Mais, celle-ci semble avoir retrouvé une certaine vitalité à l’occasion de l’élection du président de la Commission. Bien que de forts soupçons de clientélisme pèsent sur le scrutin, certaines informations (non encore vérifiées) ayant fait état de ce que le géant économique d’Afrique australe aurait « amicalement » apuré les arriérés de cotisations de quelques petits États membres, comme du temps de Mouammar Kadhafi.

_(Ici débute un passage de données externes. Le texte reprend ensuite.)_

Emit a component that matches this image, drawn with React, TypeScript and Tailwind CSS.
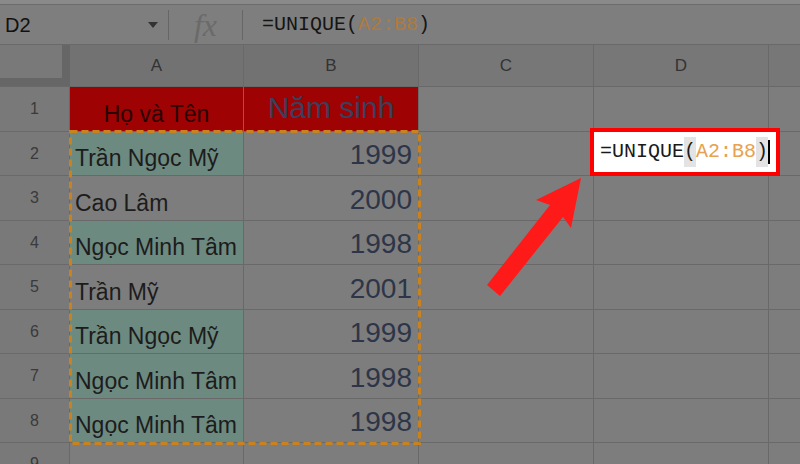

L’Afrique du Sud a atteint son but. Une de ses ressortissantes préside la Commission de l’Ua. Qu’y gagnera l’Afrique ? Peu de choses, en réalité. En dehors des discours enflammés et peu protocolaires que pourrait tenir cette dame réputée militante de la liberté et de la dignité de l’homme noir, on ne voit guère comment la nouvelle présidente pourrait obtenir des résultats probants, sans l’aval des Chefs d’État qui constituent, à travers la Conférence de l’Union, l’organe suprême de l’organisation. La Commission de l’UA a beau être décrite comme un organe-clé, elle n’est en réalité que la réincarnation de l’ancien secrétariat général de la défunte OUA : une entité d’exécution des décisions des Chefs d’État. L’ancien président malien, Alpha Oumar Konaré, l’avait constaté à ses dépens. Dlamini-Zuma, qui arrive au moment où circule un projet de transformation de la Commission en Autorité de l’UA, mieux pourvue, peut commencer déjà par ce chantier, plus d’une fois reporté.